Newsworthy recent developments in Oregon classical and jazz music

Every now and then, when the press of covering live performances briefly abates, we try to catch up on a few recent announcements in the Oregon music world.

Head Honchos

 Portland Youth Philharmonic appointed Noreen Murdock as its executive director. Now the development director at Chamber Music Northwest and former executive director of the Salem Chamber Orchestra, she replaces Kiri Murakami-Lehmann, who’s moving to California.

Sarah Tiedemann

Sarah Tiedemann

Young Musicians & Artists (YMA) has named Portland flutist Sarah Tiedemann as its next executive director. Now entering its 51st year, YMA sponsors summer visual arts and performing arts programs in areas such as photography, dance, composition, and more for about 250 students grades 4-12.A frequent performer with Third Angle New Music, Salem Chamber Orchestra, and other classical music groups, Tiedemann moves from her communications position with Third Angle (and before that, Chamber Music Northwest) to replace Quinlan Porter, who departs after eight years.

Oregon Bach Festival selected Janelle McCoy its new executive director, replacing John Evans, who departed the University of Oregon institution last year. The mezzo soprano formerly directed Chamber Orchestra of Philadelphia and the city’s Mendelssohn Club chorus, which premiered Julia Wolfe’s 2015 Pulitzer Prize winning Anthracite Fields. She’s also worked on the staff of several other arts and music institutions and performed as a singer with the Atlanta Symphony and other orchestras.
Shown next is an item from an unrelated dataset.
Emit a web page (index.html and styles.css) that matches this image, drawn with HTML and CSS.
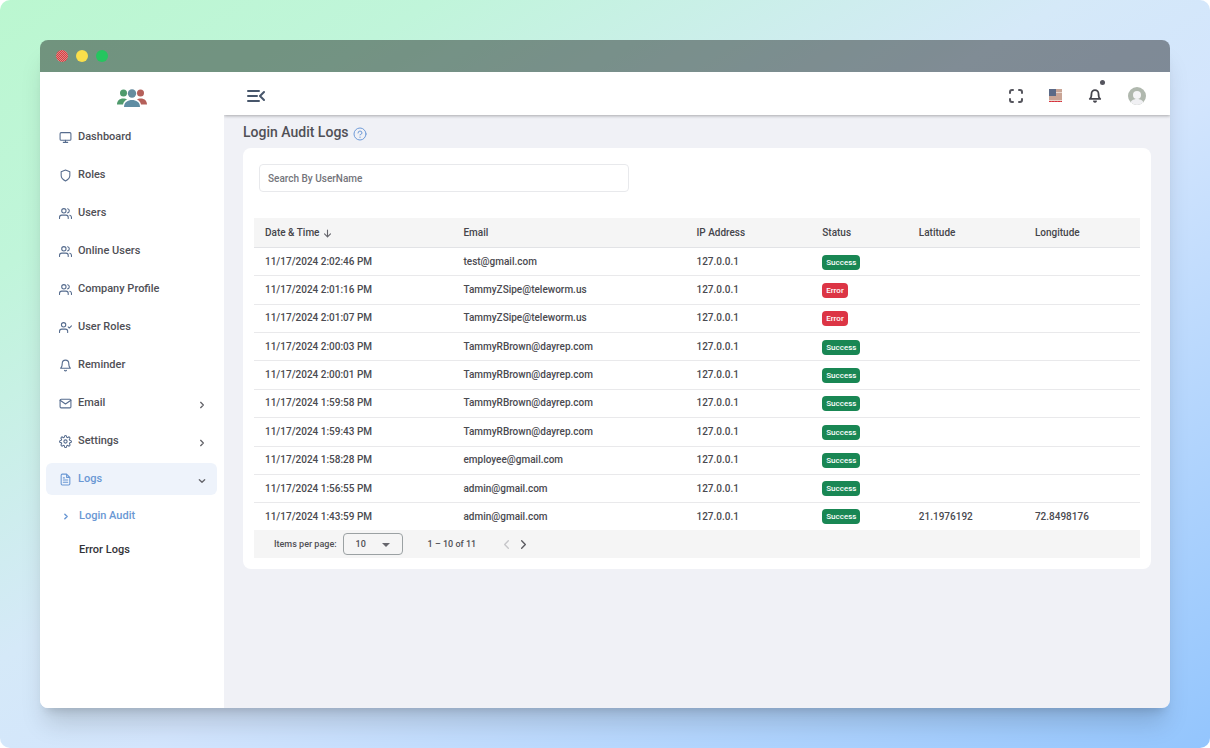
FILE: index.html
```html
<!DOCTYPE html>
<html lang="en">
<head>
<meta charset="utf-8">
<meta name="viewport" content="width=device-width, initial-scale=1">
<title>Login Audit Logs</title>
<link rel="stylesheet" href="styles.css">
</head>
<body>
<svg class="sprite" aria-hidden="true">
  <symbol id="i-monitor" viewBox="0 0 24 24"><rect x="2" y="3" width="20" height="14" rx="2"/><path d="M8 21h8M12 17v4"/></symbol>
  <symbol id="i-shield" viewBox="0 0 24 24"><path d="M12 22s8-4 8-10V5l-8-3-8 3v7c0 6 8 10 8 10z"/></symbol>
  <symbol id="i-users" viewBox="0 0 24 24"><path d="M17 21v-2a4 4 0 0 0-4-4H5a4 4 0 0 0-4 4v2"/><circle cx="9" cy="7" r="4"/><path d="M23 21v-2a4 4 0 0 0-3-3.87M16 3.13a4 4 0 0 1 0 7.75"/></symbol>
  <symbol id="i-usercheck" viewBox="0 0 24 24"><path d="M16 21v-2a4 4 0 0 0-4-4H5a4 4 0 0 0-4 4v2"/><circle cx="8.500" cy="7" r="4"/><path d="M17 11l2 2 4-4"/></symbol>
  <symbol id="i-bell" viewBox="0 0 24 24"><path d="M18 8A6 6 0 0 0 6 8c0 7-3 9-3 9h18s-3-2-3-9M13.730 21a2 2 0 0 1-3.460 0"/></symbol>
  <symbol id="i-mail" viewBox="0 0 24 24"><rect x="2" y="4" width="20" height="16" rx="2"/><path d="M22 6l-10 7L2 6"/></symbol>
  <symbol id="i-gear" viewBox="0 0 24 24"><circle cx="12" cy="12" r="3"/><path d="M19.400 15a1.650 1.650 0 0 0 .33 1.820l.06.06a2 2 0 0 1-2.830 2.830l-.06-.06a1.650 1.650 0 0 0-2.800 1.180V21a2 2 0 0 1-4 0v-.09A1.650 1.650 0 0 0 7.180 19.730l-.06.06a2 2 0 0 1-2.830-2.830l.06-.06A1.650 1.650 0 0 0 3.170 14H3a2 2 0 0 1 0-4h.09A1.650 1.650 0 0 0 4.270 7.180l-.06-.06a2 2 0 0 1 2.830-2.830l.06.06A1.650 1.650 0 0 0 10 3.170V3a2 2 0 0 1 4 0v.09a1.650 1.650 0 0 0 2.820 1.180l.06-.06a2 2 0 0 1 2.830 2.830l-.06.06A1.650 1.650 0 0 0 20.830 10H21a2 2 0 0 1 0 4h-.09a1.650 1.650 0 0 0-1.510 1z"/></symbol>
  <symbol id="i-file" viewBox="0 0 24 24"><path d="M14 2H6a2 2 0 0 0-2 2v16a2 2 0 0 0 2 2h12a2 2 0 0 0 2-2V8zM14 2v6h6M16 13H8M16 17H8M10 9H8"/></symbol>
  <symbol id="i-right" viewBox="0 0 24 24"><path d="M8 4l8 8-8 8"/></symbol>
  <symbol id="i-left" viewBox="0 0 24 24"><path d="M16 4l-8 8 8 8"/></symbol>
  <symbol id="i-down" viewBox="0 0 24 24"><path d="M4 8l8 8 8-8"/></symbol>
  <symbol id="i-arrow" viewBox="0 0 24 24"><path d="M12 3v18M4 13l8 8 8-8"/></symbol>
</svg>

<div class="window">
  <div class="titlebar"><span class="dot red"></span><span class="dot yellow"></span><span class="dot green"></span></div>
  <div class="app">
    <aside class="sidebar">
      <a class="logo" href="#" aria-label="Home">
        <svg viewBox="0 0 30 20" width="30" height="20">
          <g fill="#4f9a6c"><circle cx="6.500" cy="5" r="3.500"/><path d="M0 16.500c0-4 3-6 6-6 2 0 3 0 4 1-2 1-3.500 2.500-4 5z"/></g>
          <g fill="#b5605a"><circle cx="23.500" cy="5" r="3.500"/><path d="M30 16.500c0-4-3-6-6-6-2 0-3 0-4 1 2 1 3.500 2.500 4 5z"/></g>
          <circle cx="15" cy="5.500" r="4.200" fill="#668c9e"/><path d="M7 19c0-5 4-7 8-7s8 2 8 7z" fill="#5f8da3"/>
        </svg>
      </a>
      <nav class="menu">
        <a class="item" href="#"><svg class="icon"><use href="#i-monitor"/></svg>Dashboard</a>
        <a class="item" href="#"><svg class="icon"><use href="#i-shield"/></svg>Roles</a>
        <a class="item" href="#"><svg class="icon"><use href="#i-users"/></svg>Users</a>
        <a class="item" href="#"><svg class="icon"><use href="#i-users"/></svg>Online Users</a>
        <a class="item" href="#"><svg class="icon"><use href="#i-users"/></svg>Company Profile</a>
        <a class="item" href="#"><svg class="icon"><use href="#i-usercheck"/></svg>User Roles</a>
        <a class="item" href="#"><svg class="icon"><use href="#i-bell"/></svg>Reminder</a>
        <a class="item" href="#"><svg class="icon"><use href="#i-mail"/></svg>Email<svg class="chev"><use href="#i-right"/></svg></a>
        <a class="item" href="#"><svg class="icon"><use href="#i-gear"/></svg>Settings<svg class="chev"><use href="#i-right"/></svg></a>
        <a class="item active" href="#"><svg class="icon"><use href="#i-file"/></svg>Logs<svg class="chev"><use href="#i-down"/></svg></a>
      </nav>
      <nav class="submenu">
        <a class="sub current" href="#"><svg class="mark"><use href="#i-right"/></svg>Login Audit</a>
        <a class="sub" href="#"><span class="mark"></span>Error Logs</a>
      </nav>
    </aside>

    <div class="main">
      <header class="topbar">
        <button class="tool" aria-label="Collapse menu"><svg class="collapse" viewBox="0 0 18 14"><path d="M1 2h11M1 7h9M1 12h11M17 3l-4 4 4 4"/></svg></button>
        <div class="tools">
          <button class="tool" aria-label="Full screen"><svg class="full" viewBox="0 0 14 14"><path d="M1 4V3q0-2 2-2h1M10 1h1q2 0 2 2v1M13 10v1q0 2-2 2h-1M4 13H3q-2 0-2-2v-1"/></svg></button>
          <button class="tool" aria-label="Language"><svg class="flag" viewBox="0 0 13 13"><path fill="#c9a596" d="M0 0h13v13H0z"/><path fill="#ead9d0" d="M7 3h6v1H7z"/><path fill="#5b6a87" d="M0 0h7v7H0z"/><path stroke="#d92f3c" stroke-dasharray="2 1" d="M0 12.500h13"/><path stroke="#ead9d0" d="M0 11.500h13"/></svg></button>
          <button class="tool notify" aria-label="Notifications"><svg class="bell"><use href="#i-bell"/></svg><span class="badge"></span></button>
          <button class="tool" aria-label="Account"><svg class="avatar" viewBox="0 0 18 18"><clipPath id="disc"><circle cx="9" cy="9" r="9"/></clipPath><g clip-path="url(#disc)"><path fill="#b0b8ae" d="M0 0h18v18H0z"/><circle cx="9" cy="8" r="4" fill="#f4f4f6"/><path fill="#f0f0f3" d="M2 18c0-4 3-6 7-6s7 2 7 6z"/></g></svg></button>
        </div>
      </header>

      <main class="content">
        <h1 class="title">Login Audit Logs
          <svg class="help" viewBox="0 0 14 14" role="img" aria-label="Help"><circle cx="7" cy="7" r="6"/><path d="M5 6q0-2 2-2t2 2q0 1-2 2v0M7 10v0.500"/></svg>
        </h1>
        <section class="card">
          <input class="search" type="text" placeholder="Search By UserName" aria-label="Search By UserName">
          <table class="logs">
            <colgroup><col class="c-date"><col class="c-email"><col class="c-ip"><col class="c-status"><col class="c-geo"><col class="c-geo"></colgroup>
            <thead><tr><th>Date &amp; Time <svg class="sort"><use href="#i-arrow"/></svg></th><th>Email</th><th>IP Address</th><th>Status</th><th>Latitude</th><th>Longitude</th></tr></thead>
            <tbody>
              <tr><td>11/17/2024 2:02:46 PM</td><td>test@gmail.com</td><td>127.0.0.1</td><td><span class="tag ok">Success</span></td><td></td><td></td></tr>
              <tr><td>11/17/2024 2:01:16 PM</td><td>TammyZSipe@teleworm.us</td><td>127.0.0.1</td><td><span class="tag bad">Error</span></td><td></td><td></td></tr>
              <tr><td>11/17/2024 2:01:07 PM</td><td>TammyZSipe@teleworm.us</td><td>127.0.0.1</td><td><span class="tag bad">Error</span></td><td></td><td></td></tr>
              <tr><td>11/17/2024 2:00:03 PM</td><td>TammyRBrown@dayrep.com</td><td>127.0.0.1</td><td><span class="tag ok">Success</span></td><td></td><td></td></tr>
              <tr><td>11/17/2024 2:00:01 PM</td><td>TammyRBrown@dayrep.com</td><td>127.0.0.1</td><td><span class="tag ok">Success</span></td><td></td><td></td></tr>
              <tr><td>11/17/2024 1:59:58 PM</td><td>TammyRBrown@dayrep.com</td><td>127.0.0.1</td><td><span class="tag ok">Success</span></td><td></td><td></td></tr>
              <tr><td>11/17/2024 1:59:43 PM</td><td>TammyRBrown@dayrep.com</td><td>127.0.0.1</td><td><span class="tag ok">Success</span></td><td></td><td></td></tr>
              <tr><td>11/17/2024 1:58:28 PM</td><td>employee@gmail.com</td><td>127.0.0.1</td><td><span class="tag ok">Success</span></td><td></td><td></td></tr>
              <tr><td>11/17/2024 1:56:55 PM</td><td>admin@gmail.com</td><td>127.0.0.1</td><td><span class="tag ok">Success</span></td><td></td><td></td></tr>
              <tr><td>11/17/2024 1:43:59 PM</td><td>admin@gmail.com</td><td>127.0.0.1</td><td><span class="tag ok">Success</span></td><td>21.1976192</td><td>72.8498176</td></tr>
            </tbody>
          </table>
          <div class="pager">
            <label class="size-label" for="size">Items per page:</label>
            <span class="select"><select id="size"><option>10</option><option>20</option><option>30</option></select><span class="caret"></span></span>
            <span class="range">1 – 10 of 11</span>
            <button class="page" disabled aria-label="Previous page"><svg><use href="#i-left"/></svg></button>
            <button class="page" aria-label="Next page"><svg><use href="#i-right"/></svg></button>
          </div>
        </section>
      </main>
    </div>
  </div>
</div>
</body>
</html>
```

FILE: styles.css
```css
* { box-sizing: border-box; }
html { background: #fff; }
body {
  margin: 0;
  min-height: 100vh;
  padding: 40px;
  display: flex;
  border-radius: 10px;
  background: linear-gradient(to bottom right, #bbf7d0, #c0f5da 18%, #d5e9f8 44%, #d3e5fd 56%, #93c5fd);
  font: 500 11px/16px Roboto, sans-serif;
  color: #505056;
}
button, input, select { font: inherit; color: inherit; }
button { padding: 0; border: 0; background: none; display: flex; }
a { color: inherit; text-decoration: none; }
svg { fill: none; stroke-linecap: round; stroke-linejoin: round; }
.sprite { position: absolute; width: 0; height: 0; }

.window {
  flex: 1;
  display: flex;
  flex-direction: column;
  border-radius: 8px;
  box-shadow: 0 20px 25px -5px rgba(0, 0, 0, 0.15), 0 8px 10px -6px rgba(0, 0, 0, 0.15);
}
.titlebar {
  height: 32px;
  display: flex;
  align-items: center;
  gap: 8px;
  padding: 0 16px;
  border-radius: 8px 8px 0 0;
  background: rgba(0, 0, 0, 0.4);
}
.dot { width: 12px; height: 12px; border-radius: 50%; }
.red { background: repeating-conic-gradient(#e5333c 0 25%, #d4938c 0 50%) 0 0 / 2px 2px; }
.yellow { background: #fadf4b; }
.green { background: #25c55f; }

.app {
  flex: 1;
  display: flex;
  border-radius: 0 0 8px 8px;
  overflow: hidden;
  background: #f0f1f6;
}
.sidebar { position: relative; z-index: 1; width: 184px; flex: none; padding: 16px 7px 16px 6px; background: #fff; }
.logo { display: flex; justify-content: center; height: 33px; }
.logo svg { stroke: none; }
.menu { display: grid; gap: 6px; }
.item {
  display: flex;
  align-items: center;
  gap: 6px;
  height: 32px;
  padding: 0 11px 0 13px;
  border-radius: 6px;
}
.icon { width: 13px; height: 13px; stroke: #566c8e; stroke-width: 2; }
.chev { width: 8px; height: 8px; margin: 4px 0 0 auto; stroke: #66666c; stroke-width: 4; }
.active { background: #eef3fb; color: #6a98d4; }
.active .icon { stroke: #6a98d4; }
.submenu { display: grid; gap: 2px; padding: 5px 0 0 15px; }
.sub { display: flex; align-items: center; gap: 8px; height: 32px; color: #333338; }
.current { color: #6a98d4; }
.mark { width: 10px; height: 7px; stroke: #6a98d4; stroke-width: 5; }

.main { flex: 1; min-width: 0; }
.topbar {
  height: 43px;
  display: flex;
  align-items: center;
  justify-content: space-between;
  padding: 4px 24px 0 23px;
  background: #fff;
  box-shadow: 0 1px 3px rgba(0, 0, 0, 0.3);
}
.tools { display: flex; align-items: center; gap: 26px; }
.tool { position: relative; }
.collapse { width: 18px; height: 14px; stroke: #47566b; stroke-width: 2; }
.full { width: 14px; height: 14px; stroke: #55555d; stroke-width: 2; }
.flag { width: 13px; height: 13px; }
.bell { width: 14px; height: 14px; stroke: #45454d; stroke-width: 3; }
.badge { position: absolute; top: -9px; right: -3px; width: 5px; height: 5px; border-radius: 50%; background: #55555e; }
.avatar { width: 18px; height: 18px; }

.content { padding: 7px 19px 20px 19px; }
.title { display: flex; align-items: center; gap: 4px; margin: 0 0 6px; font-size: 14px; line-height: 20px; font-weight: 500; }
.help { width: 14px; height: 14px; margin-top: 4px; stroke: #6f9bd8; stroke-width: 1; }
.card { padding: 16px 11px 11px; border-radius: 8px; background: #fff; }
.search {
  display: block;
  width: 370px;
  max-width: 100%;
  height: 28px;
  margin: 0 0 26px 5px;
  padding: 0 8px;
  border: 1px solid #e8e9ec;
  border-radius: 4px;
  background: #fff;
  font-size: 10px;
}
.search::placeholder { color: #74757b; opacity: 1; }

.logs { width: 100%; height: 312px; table-layout: fixed; border-collapse: separate; border-spacing: 0; font-size: 10px; }
.c-date { width: 22.4%; }
.c-email { width: 26.3%; }
.c-ip { width: 14.2%; }
.c-status { width: 10.9%; }
.c-geo { width: 13.1%; }
th, td { padding: 0 0 0 11px; text-align: left; vertical-align: middle; font-weight: 500; white-space: nowrap; }
td { border-bottom: 1px solid #e9e9eb; color: #4a4a50; }
th { height: 30px; background: #f5f5f5; border-bottom: 1px solid #e2e3e6; color: #45454b; }
tbody tr:last-child td { border-bottom: 0; }
.sort { width: 9px; height: 9px; margin-left: 1px; stroke: #66666c; stroke-width: 3; vertical-align: -2px; }
.tag {
  display: inline-block;
  padding: 0 4px;
  border-radius: 4px;
  color: #fff;
  font-size: 8px;
  line-height: 15px;
  vertical-align: middle;
}
.ok { background: #198754; }
.bad { background: #dc3545; }

.pager { display: flex; align-items: center; height: 28px; padding-left: 20px; background: #f5f5f5; font-size: 9px; }
.size-label { white-space: nowrap; }
.select { position: relative; margin: 0 25px 0 6px; }
.select select {
  display: block;
  appearance: none;
  width: 60px;
  height: 22px;
  padding: 0 12px;
  border: 1px solid #9ba1a3;
  border-radius: 4px;
  background: none;
}
.caret { position: absolute; right: 13px; top: 10px; border: 4px solid transparent; border-top-color: #66666c; border-bottom: 0; pointer-events: none; }
.range { margin-right: 25px; }
.page { margin-right: 6px; }
.page svg { width: 11px; height: 11px; stroke: #5a5a60; stroke-width: 3; }
.page:disabled svg { stroke: #c6c6c9; }
```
• Seattle’s Medieval Women’s Choir chose University of Oregon prof Eric Mentzel as its director. A member of the renowned early music vocal ensemble Sequentia, Mentzel also founded and directs Eugene’s Vox Resonat.

Eric Mentzel

Singer and professor Eric Mentzel.

Radio Waves

• The parade of classical music radio personalities to Oregon continues with the arrival in Eugene of Peter van de Graaff as music director and host of the University of Oregon’s KWAX radio, replacing the retiring Caitriona Bolster. His burnished basso profundo (he’s also a professional singer who’s performed with orchestras and opera companies around the country) has long graced the national late night classical radio program broadcast by Chicago’s WFMT since 1988.